# WRITTEN REQUEST
In the listing below, identify each line with the word "that" and return those lines.
-- start --
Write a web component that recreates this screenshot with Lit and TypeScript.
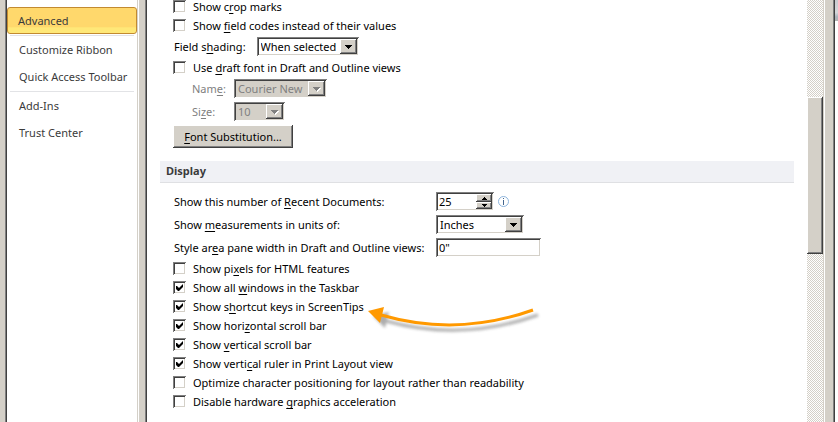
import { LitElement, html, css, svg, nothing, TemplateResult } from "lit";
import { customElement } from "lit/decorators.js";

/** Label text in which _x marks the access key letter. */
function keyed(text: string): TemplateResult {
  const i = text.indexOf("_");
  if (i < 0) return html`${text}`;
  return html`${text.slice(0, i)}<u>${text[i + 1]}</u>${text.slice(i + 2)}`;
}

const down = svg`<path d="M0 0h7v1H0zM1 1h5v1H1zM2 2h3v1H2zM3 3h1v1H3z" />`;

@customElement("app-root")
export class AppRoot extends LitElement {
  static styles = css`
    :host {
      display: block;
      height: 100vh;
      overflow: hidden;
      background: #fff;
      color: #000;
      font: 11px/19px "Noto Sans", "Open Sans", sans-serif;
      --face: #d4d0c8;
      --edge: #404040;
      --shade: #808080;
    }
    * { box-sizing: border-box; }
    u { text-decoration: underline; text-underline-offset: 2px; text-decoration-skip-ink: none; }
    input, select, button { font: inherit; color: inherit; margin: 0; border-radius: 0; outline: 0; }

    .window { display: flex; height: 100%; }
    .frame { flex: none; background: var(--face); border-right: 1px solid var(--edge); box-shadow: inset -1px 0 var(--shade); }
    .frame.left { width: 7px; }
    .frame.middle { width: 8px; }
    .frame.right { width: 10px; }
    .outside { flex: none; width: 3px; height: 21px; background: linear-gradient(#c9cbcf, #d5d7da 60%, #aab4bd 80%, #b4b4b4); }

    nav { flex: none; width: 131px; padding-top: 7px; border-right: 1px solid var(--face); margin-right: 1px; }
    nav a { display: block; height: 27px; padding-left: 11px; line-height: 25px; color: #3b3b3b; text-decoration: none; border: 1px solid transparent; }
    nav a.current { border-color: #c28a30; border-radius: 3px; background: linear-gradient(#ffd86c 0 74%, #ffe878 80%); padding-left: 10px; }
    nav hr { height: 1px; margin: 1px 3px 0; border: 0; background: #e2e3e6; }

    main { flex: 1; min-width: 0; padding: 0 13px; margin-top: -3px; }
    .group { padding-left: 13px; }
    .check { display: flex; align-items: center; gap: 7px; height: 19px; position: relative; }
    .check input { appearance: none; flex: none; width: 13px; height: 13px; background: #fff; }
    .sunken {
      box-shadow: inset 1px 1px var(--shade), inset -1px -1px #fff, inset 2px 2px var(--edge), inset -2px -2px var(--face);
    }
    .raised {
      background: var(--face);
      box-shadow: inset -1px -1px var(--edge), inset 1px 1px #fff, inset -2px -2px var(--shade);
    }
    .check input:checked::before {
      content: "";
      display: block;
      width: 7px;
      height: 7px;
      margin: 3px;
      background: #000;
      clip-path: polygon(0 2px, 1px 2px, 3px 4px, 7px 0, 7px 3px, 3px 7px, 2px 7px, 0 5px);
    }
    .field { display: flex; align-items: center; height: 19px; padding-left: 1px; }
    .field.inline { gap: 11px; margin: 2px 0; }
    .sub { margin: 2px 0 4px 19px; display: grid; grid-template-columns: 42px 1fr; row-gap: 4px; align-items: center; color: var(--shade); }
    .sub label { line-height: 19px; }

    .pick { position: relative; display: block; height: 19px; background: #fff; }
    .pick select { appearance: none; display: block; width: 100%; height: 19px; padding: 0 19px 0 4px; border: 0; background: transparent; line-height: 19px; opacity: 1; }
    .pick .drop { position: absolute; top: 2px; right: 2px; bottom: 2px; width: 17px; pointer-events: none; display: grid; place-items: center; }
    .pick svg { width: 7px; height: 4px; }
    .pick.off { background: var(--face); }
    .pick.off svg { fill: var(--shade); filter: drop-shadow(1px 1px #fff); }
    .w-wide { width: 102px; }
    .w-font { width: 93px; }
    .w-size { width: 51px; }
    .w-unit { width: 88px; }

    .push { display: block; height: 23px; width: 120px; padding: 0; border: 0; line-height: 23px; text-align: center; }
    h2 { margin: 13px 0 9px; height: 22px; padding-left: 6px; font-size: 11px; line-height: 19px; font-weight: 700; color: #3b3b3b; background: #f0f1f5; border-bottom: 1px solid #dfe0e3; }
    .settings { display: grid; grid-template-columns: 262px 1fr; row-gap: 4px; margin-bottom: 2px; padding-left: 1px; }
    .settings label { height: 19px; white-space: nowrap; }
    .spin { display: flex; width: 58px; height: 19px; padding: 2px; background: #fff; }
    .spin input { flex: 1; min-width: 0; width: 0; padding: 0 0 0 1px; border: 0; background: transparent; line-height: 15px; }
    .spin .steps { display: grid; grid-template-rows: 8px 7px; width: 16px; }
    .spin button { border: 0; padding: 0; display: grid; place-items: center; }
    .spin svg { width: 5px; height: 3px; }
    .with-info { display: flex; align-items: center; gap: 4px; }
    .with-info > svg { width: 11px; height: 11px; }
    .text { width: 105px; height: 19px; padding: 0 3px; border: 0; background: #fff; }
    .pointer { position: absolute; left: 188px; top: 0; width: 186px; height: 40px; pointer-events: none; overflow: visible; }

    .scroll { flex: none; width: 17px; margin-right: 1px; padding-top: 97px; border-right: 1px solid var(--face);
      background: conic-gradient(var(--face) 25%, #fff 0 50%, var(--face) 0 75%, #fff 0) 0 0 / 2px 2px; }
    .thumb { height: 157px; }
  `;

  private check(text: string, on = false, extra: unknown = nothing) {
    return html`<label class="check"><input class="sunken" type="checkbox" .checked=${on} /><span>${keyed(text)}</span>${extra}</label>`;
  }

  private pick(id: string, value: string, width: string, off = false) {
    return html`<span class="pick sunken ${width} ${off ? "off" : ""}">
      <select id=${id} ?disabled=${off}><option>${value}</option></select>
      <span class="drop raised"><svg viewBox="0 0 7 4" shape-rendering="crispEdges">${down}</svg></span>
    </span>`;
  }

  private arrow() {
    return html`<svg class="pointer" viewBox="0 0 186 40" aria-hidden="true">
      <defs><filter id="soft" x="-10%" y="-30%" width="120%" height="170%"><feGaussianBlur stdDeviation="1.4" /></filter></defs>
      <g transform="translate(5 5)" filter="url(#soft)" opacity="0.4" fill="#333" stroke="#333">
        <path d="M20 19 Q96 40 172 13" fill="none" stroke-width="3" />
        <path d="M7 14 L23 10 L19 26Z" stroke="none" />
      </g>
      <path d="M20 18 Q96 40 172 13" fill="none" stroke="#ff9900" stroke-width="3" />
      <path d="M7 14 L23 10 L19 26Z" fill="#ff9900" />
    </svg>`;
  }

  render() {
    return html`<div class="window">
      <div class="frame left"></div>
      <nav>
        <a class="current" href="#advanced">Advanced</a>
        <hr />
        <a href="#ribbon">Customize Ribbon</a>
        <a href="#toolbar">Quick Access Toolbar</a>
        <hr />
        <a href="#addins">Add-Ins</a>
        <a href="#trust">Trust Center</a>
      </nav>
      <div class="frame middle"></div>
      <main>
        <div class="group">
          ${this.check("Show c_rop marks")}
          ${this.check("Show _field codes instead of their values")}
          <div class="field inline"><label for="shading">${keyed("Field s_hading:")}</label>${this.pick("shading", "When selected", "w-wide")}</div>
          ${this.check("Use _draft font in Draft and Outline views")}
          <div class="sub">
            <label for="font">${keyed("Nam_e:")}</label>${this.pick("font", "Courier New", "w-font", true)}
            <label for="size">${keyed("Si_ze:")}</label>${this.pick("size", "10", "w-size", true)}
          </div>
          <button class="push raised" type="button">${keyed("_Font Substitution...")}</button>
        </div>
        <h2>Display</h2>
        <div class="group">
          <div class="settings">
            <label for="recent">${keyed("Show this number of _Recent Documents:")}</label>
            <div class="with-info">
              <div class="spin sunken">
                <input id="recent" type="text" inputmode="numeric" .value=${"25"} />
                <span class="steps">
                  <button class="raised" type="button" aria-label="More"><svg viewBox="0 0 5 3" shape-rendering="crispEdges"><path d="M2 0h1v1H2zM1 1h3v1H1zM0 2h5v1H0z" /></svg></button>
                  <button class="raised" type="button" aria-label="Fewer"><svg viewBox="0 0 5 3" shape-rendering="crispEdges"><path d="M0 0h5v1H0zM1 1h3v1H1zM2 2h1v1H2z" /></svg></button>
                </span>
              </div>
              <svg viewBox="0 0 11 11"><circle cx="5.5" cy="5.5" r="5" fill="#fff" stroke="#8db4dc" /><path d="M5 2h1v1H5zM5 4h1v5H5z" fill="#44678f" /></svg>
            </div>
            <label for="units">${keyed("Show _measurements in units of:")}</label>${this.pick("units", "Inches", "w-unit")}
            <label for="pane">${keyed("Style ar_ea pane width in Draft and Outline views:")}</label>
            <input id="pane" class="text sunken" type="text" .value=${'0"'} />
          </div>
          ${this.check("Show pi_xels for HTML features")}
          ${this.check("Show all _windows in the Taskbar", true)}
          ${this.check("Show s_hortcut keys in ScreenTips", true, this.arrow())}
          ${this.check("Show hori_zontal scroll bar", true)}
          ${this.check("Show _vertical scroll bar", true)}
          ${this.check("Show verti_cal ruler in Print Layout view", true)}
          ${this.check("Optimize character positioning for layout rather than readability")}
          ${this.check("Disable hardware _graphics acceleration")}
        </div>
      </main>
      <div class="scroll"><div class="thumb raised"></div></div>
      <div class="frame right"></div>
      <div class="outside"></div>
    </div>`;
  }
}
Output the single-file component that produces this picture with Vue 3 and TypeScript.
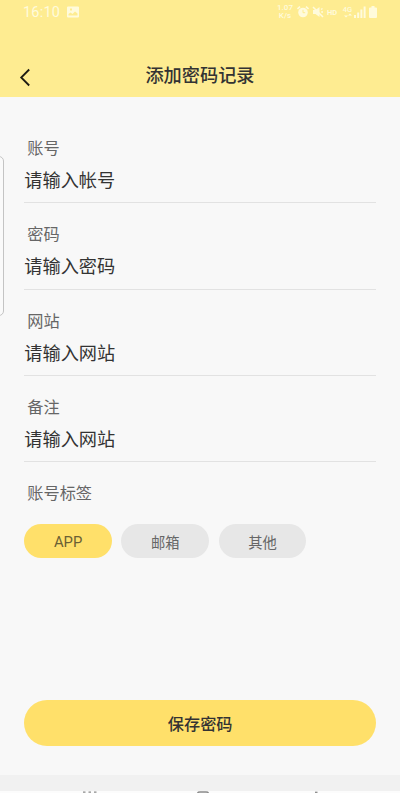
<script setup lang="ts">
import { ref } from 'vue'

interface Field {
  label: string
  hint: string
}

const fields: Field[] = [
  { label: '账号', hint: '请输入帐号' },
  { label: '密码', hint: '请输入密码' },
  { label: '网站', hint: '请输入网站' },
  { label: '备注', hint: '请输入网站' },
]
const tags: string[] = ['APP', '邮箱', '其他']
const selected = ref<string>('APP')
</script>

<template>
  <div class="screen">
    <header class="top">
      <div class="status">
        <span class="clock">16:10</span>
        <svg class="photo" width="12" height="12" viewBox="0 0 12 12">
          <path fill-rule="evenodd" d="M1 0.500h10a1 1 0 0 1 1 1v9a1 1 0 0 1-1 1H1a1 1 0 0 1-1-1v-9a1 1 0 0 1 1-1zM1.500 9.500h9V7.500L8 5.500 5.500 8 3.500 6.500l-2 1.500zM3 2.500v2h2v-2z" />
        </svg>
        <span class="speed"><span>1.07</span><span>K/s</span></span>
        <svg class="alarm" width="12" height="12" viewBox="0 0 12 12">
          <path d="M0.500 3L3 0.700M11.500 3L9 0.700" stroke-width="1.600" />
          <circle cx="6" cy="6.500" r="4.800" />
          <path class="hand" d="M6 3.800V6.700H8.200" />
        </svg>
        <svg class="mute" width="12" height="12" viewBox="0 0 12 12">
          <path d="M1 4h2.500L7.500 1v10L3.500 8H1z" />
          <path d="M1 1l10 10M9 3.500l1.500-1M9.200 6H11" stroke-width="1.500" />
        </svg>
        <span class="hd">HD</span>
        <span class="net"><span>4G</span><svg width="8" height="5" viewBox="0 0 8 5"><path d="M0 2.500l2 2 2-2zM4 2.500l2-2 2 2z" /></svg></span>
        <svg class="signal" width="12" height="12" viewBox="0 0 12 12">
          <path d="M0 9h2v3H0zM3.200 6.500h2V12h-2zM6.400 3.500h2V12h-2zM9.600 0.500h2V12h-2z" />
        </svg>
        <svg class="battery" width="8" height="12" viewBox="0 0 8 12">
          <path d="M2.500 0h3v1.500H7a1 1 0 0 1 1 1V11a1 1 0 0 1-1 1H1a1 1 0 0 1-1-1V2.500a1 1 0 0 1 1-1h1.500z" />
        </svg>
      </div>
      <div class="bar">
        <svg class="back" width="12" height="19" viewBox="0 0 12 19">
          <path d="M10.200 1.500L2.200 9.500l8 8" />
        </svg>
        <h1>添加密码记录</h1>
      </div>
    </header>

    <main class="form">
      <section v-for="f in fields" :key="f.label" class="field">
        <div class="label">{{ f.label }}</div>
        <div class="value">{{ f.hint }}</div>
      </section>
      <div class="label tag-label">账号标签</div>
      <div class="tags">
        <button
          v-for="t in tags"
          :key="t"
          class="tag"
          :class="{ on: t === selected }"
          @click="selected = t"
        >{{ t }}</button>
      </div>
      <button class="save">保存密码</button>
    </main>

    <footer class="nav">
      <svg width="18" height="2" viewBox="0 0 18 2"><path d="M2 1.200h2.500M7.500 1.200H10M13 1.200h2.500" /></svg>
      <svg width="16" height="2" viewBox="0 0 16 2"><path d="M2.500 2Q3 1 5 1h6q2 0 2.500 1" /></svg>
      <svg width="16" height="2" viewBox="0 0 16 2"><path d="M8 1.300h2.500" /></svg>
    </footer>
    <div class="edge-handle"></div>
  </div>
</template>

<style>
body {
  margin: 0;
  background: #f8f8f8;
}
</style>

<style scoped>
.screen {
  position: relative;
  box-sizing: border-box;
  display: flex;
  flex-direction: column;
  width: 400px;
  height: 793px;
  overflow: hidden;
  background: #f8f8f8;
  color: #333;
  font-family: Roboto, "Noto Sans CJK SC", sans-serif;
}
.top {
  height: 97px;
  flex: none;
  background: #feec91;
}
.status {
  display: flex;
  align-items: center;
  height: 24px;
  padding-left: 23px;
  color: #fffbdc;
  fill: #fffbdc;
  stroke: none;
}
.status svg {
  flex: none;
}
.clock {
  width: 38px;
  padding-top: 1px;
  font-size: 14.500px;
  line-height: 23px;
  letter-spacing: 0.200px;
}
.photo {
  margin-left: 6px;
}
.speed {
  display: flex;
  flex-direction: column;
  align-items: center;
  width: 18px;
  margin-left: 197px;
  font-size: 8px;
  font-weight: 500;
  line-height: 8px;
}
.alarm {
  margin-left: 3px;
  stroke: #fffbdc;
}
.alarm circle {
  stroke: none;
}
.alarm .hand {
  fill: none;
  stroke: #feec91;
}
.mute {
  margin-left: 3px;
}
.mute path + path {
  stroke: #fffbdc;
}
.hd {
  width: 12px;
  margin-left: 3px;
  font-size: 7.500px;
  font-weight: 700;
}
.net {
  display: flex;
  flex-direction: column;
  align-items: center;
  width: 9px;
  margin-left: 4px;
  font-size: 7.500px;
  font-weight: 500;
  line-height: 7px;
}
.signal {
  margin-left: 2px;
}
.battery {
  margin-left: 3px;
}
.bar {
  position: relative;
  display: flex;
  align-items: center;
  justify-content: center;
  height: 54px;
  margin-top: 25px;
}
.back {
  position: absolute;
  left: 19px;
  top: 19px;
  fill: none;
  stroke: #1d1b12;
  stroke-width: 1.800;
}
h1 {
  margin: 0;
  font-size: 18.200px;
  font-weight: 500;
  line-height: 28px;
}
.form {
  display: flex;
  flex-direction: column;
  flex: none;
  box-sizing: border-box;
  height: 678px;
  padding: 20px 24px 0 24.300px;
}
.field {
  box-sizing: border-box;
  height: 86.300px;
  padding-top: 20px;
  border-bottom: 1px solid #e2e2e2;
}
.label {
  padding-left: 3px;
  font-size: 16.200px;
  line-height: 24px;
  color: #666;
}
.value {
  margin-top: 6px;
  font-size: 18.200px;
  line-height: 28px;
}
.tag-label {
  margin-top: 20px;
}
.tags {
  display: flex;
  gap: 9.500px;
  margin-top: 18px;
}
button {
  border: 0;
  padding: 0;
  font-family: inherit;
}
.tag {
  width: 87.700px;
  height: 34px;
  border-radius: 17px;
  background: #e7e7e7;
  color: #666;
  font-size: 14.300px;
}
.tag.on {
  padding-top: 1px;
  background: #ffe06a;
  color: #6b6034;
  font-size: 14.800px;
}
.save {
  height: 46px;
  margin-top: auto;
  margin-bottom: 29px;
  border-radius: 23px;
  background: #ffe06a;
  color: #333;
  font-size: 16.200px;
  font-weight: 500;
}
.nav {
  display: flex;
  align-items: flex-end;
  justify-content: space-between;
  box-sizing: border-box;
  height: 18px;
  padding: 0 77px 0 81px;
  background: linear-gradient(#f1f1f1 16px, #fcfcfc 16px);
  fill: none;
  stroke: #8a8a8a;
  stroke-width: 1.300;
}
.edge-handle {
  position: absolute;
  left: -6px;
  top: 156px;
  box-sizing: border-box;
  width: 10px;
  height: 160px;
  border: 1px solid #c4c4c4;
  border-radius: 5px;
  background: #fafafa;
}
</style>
-- end --
# EXERCISE SOLUTION
Write a web component that recreates this screenshot with Lit and TypeScript.
Output the single-file component that produces this picture with Vue 3 and TypeScript.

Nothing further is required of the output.